When an unassuming sheep was led onto Cape Town’s Clifton beach, the animal became the latest character in South Africa’s annual seaside race row. Clifton’s beaches were once white only and today form part of some of the country’s most expensive real estate.
On New Year’s day, as Clifton’s mainly white middle class residents clear out to small towns and resorts, the city’s black population, still confined to the townships on the outskirts of Cape Town, use the public holiday to make the most of the icy water and expensive vista.
All over the country, the New Year is rung in with thousands of people trying to take advantage of South Africa’s 2,500 kilometers (nearly 1,600 miles) of coastline. It’s no different than in any other part of the world, but in South Africa throngs of diverse beachgoers carry the burden of a segregated past. Like every other part of life in South Africa, beaches were segregated under apartheid, the best kept for white people.
Yet, nearly 25 years after the end of apartheid sharing the beaches has erupted into isolated incidents of racism. These, like when a white estate agent infamously comparedblack beachgoers to monkeys, dominate social media and news headlines during the festive season, which unofficially ends over the first weekend of January.
The beaches are no longer segregated but their enjoyment is still limited to South Africa’s other great divider: the economy. It’s why going to Clifton is such an occasion. This year’s row revealed yet another dimension of South Africa’s racial divide: privatization.
On Dec. 26, a private security company forcibly cleared people off Clifton’s fourth beach, a public area. It quickly became a racially charged issue.
The company was hired by business owners on the strip who claim crime has risen in the area. To anyone being shooed away from a public beach, this was seen as an attempt as the wealthy trying to privatize a public space. Like healthcare, education and housing, security has also been privatized in South Africa building even higher walls in an already divided country. Crime is already a public conversation tinged with racism in South Africa.
The premise for closing the beach was a serious crime though: two teenage girls had allegedly been raped in the area and the private security company had stepped in while waiting for police, said the company’s chief executive Alwyn Landman. It’s still unclear why they tried to close off the whole beach. The same security company was accused of closing off a popular road on New Year’s Eve, reportedly on the instruction of residents who didn’t want those outside their exclusive neighborhood using their view to ring in 2019.

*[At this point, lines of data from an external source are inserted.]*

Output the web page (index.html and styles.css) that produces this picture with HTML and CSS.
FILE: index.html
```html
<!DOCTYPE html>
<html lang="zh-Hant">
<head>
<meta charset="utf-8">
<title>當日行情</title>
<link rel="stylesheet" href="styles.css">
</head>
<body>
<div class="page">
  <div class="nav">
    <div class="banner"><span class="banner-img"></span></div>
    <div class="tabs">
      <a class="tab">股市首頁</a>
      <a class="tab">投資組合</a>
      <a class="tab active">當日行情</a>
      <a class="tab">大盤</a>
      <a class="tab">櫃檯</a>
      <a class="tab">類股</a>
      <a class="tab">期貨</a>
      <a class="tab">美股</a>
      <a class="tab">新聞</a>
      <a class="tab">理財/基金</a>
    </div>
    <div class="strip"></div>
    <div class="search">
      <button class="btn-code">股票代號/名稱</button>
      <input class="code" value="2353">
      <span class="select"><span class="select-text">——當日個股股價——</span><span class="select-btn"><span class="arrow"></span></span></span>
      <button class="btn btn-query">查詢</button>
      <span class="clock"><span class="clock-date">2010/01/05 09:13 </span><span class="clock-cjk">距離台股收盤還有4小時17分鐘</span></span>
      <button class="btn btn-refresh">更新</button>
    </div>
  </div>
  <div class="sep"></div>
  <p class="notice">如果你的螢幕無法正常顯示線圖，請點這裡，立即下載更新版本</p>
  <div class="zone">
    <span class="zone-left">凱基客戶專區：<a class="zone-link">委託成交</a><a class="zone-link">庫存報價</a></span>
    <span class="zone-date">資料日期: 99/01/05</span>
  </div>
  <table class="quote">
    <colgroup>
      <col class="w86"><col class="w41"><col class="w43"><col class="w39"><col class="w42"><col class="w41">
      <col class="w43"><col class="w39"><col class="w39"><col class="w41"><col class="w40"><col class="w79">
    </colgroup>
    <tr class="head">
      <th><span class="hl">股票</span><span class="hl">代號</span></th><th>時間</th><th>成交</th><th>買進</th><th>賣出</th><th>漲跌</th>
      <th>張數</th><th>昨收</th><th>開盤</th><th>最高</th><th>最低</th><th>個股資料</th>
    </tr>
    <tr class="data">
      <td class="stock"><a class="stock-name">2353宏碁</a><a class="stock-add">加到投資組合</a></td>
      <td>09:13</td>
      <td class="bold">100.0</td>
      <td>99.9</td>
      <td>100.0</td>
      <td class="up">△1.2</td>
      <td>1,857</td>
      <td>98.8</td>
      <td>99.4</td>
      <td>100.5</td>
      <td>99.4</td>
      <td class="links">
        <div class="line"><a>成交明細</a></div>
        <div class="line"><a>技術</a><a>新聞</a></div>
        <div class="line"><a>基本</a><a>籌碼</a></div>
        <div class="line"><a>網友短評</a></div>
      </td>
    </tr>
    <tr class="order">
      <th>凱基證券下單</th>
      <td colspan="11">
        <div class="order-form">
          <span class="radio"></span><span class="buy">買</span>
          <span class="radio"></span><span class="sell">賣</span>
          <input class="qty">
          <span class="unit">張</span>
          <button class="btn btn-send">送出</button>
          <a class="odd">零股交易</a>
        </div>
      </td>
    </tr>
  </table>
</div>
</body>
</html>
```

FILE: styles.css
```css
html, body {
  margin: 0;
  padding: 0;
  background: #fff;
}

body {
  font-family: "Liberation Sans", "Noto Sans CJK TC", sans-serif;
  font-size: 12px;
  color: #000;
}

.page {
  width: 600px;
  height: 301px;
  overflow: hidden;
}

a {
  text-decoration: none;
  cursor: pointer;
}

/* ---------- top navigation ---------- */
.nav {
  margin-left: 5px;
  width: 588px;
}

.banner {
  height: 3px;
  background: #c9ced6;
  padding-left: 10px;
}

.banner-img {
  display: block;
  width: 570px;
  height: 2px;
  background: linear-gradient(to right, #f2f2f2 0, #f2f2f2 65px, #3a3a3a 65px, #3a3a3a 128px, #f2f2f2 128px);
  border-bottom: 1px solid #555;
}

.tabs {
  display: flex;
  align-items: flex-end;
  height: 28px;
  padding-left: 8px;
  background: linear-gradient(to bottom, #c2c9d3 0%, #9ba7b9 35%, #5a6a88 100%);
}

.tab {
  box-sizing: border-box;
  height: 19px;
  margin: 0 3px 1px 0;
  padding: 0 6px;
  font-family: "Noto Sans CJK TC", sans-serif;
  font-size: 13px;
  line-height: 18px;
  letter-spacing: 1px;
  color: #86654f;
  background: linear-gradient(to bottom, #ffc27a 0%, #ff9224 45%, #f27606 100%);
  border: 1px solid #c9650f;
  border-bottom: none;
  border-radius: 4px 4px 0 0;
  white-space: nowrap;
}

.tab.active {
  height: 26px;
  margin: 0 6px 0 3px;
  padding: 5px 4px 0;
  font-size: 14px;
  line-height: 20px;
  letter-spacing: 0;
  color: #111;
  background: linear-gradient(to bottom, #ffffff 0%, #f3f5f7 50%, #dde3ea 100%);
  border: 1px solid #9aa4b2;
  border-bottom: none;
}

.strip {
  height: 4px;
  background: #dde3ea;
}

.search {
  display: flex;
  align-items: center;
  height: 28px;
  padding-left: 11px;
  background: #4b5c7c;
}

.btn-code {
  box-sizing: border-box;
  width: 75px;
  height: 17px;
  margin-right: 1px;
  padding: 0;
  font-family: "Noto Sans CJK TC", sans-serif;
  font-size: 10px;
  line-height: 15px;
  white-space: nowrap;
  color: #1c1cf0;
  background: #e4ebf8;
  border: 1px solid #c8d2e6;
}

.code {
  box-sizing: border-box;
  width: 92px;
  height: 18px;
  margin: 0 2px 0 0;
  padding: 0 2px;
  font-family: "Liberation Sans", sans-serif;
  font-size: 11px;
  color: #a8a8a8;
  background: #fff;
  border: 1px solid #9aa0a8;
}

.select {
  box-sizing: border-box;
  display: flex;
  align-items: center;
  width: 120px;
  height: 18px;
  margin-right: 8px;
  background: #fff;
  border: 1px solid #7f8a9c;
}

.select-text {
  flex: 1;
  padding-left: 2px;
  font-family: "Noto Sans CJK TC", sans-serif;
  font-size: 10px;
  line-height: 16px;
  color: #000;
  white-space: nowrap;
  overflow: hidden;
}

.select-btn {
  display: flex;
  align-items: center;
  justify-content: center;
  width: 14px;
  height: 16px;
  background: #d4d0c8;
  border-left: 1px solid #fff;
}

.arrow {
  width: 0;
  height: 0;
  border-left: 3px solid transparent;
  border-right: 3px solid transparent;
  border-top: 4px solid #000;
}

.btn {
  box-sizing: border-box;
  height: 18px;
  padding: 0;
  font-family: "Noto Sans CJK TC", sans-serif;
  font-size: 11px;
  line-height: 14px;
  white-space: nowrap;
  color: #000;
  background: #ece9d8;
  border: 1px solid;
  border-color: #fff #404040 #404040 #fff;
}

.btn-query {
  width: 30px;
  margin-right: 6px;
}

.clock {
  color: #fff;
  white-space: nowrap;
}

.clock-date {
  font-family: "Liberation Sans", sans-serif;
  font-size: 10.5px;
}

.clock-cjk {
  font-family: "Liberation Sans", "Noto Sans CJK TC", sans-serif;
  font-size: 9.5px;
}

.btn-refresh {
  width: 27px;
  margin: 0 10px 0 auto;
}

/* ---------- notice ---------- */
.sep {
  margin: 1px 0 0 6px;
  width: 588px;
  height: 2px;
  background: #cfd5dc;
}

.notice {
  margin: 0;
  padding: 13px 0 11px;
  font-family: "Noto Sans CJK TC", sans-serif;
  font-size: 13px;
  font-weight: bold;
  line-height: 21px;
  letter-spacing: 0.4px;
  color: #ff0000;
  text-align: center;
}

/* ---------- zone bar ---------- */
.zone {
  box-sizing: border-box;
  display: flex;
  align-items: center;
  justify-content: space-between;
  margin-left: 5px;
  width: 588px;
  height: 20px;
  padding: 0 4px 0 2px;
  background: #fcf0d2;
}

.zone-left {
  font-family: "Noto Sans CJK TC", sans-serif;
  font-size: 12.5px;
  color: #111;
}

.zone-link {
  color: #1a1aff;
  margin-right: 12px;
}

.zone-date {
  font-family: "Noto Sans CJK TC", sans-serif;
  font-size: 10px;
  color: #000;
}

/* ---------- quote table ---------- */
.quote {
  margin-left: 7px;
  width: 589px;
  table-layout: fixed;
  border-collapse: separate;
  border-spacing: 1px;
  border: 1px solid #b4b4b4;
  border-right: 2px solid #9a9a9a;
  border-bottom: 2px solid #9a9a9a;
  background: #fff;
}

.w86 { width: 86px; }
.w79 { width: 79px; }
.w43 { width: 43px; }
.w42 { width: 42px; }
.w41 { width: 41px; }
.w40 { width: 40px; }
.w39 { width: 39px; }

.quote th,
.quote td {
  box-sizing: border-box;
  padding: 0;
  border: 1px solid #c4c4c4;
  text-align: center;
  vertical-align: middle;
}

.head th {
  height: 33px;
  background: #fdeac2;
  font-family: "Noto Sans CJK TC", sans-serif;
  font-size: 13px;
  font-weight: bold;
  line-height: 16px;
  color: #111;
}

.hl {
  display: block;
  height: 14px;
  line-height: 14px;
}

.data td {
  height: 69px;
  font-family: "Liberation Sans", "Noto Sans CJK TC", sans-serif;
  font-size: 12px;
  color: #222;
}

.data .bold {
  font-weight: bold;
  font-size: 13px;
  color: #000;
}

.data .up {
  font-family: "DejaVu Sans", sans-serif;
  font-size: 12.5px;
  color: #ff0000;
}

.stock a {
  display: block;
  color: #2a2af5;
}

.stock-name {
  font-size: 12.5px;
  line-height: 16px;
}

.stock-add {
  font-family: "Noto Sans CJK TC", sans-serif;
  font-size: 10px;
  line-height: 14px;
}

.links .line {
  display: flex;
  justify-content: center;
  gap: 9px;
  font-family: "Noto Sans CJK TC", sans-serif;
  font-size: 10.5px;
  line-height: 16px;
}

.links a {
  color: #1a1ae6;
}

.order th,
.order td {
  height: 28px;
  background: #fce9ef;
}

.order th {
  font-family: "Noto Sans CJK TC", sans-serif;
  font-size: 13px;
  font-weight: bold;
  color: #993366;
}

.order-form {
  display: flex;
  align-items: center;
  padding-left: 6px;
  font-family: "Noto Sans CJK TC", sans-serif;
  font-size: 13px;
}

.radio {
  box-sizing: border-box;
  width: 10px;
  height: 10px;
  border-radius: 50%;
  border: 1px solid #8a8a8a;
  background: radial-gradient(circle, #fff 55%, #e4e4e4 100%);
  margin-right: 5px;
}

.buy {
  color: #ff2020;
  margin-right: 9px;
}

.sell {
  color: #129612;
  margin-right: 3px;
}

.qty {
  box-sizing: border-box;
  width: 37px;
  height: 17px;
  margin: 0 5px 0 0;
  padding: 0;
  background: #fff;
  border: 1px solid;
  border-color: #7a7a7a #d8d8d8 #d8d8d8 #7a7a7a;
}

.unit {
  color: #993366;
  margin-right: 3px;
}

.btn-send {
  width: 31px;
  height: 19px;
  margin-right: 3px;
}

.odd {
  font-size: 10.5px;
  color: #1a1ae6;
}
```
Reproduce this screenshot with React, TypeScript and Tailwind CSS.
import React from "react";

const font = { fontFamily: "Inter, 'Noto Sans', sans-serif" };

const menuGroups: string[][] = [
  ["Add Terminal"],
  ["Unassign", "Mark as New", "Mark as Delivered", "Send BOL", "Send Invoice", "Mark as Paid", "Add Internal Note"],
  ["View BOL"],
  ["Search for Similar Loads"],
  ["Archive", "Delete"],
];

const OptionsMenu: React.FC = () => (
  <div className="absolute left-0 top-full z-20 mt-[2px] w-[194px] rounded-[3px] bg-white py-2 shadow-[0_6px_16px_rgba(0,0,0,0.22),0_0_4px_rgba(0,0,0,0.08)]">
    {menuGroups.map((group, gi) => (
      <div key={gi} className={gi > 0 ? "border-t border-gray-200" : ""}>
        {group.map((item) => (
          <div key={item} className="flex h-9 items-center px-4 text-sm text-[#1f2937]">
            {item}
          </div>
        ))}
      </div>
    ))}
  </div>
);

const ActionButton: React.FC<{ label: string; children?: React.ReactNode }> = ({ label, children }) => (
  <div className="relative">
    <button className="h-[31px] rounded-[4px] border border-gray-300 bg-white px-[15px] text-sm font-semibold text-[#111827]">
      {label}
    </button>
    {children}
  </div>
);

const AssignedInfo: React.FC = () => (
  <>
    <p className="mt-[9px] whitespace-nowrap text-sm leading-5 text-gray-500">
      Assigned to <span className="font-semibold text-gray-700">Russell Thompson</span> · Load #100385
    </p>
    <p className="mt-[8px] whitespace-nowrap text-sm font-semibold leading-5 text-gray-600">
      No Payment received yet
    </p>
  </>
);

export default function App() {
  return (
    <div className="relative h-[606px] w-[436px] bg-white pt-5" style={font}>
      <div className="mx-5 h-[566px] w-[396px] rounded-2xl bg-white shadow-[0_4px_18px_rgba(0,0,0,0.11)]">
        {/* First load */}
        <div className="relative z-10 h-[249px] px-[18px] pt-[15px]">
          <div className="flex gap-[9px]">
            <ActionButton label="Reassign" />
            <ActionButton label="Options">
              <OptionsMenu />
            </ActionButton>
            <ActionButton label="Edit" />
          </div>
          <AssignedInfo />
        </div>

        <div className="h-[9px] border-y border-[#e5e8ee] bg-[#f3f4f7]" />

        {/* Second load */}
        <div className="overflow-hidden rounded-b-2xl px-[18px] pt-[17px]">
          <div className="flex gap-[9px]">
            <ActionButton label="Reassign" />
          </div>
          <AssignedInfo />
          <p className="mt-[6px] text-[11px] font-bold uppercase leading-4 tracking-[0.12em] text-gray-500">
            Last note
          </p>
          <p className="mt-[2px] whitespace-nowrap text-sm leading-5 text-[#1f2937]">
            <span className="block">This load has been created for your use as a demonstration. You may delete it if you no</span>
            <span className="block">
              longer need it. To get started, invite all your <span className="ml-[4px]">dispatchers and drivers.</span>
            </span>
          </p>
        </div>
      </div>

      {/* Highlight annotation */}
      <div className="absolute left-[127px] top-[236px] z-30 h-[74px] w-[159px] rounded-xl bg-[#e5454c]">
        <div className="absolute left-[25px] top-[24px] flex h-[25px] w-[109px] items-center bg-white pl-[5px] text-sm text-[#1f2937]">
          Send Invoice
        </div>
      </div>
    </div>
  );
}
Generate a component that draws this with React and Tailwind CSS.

In protest over the beach closure, a group calling itself the Black People’s National Crisis Committee staged a protest in which they slaughtered the sheep in a ritual to cleanse the beach of historic racism. That in turn led to friction over animal rights versus traditional beliefs, also a white versus black affair in South Africa.
Cape Town’s mayor, a member of the opposition Democratic Alliance (and a person of color), refused to concede that this was a racial incident. Members of political parties on the other side of the aisle, the African National Congress and the Economic Freedom Fighters, joined in the anti-racism protest that also happened to be taking place in an opposition stronghold, in an election year.
The festive season is over, but the tension is not. South Africa will continue to have these public rows because economic and social inequality continue to fall along racial lines. Hiring private companies to guard those lines will only deepen the divide.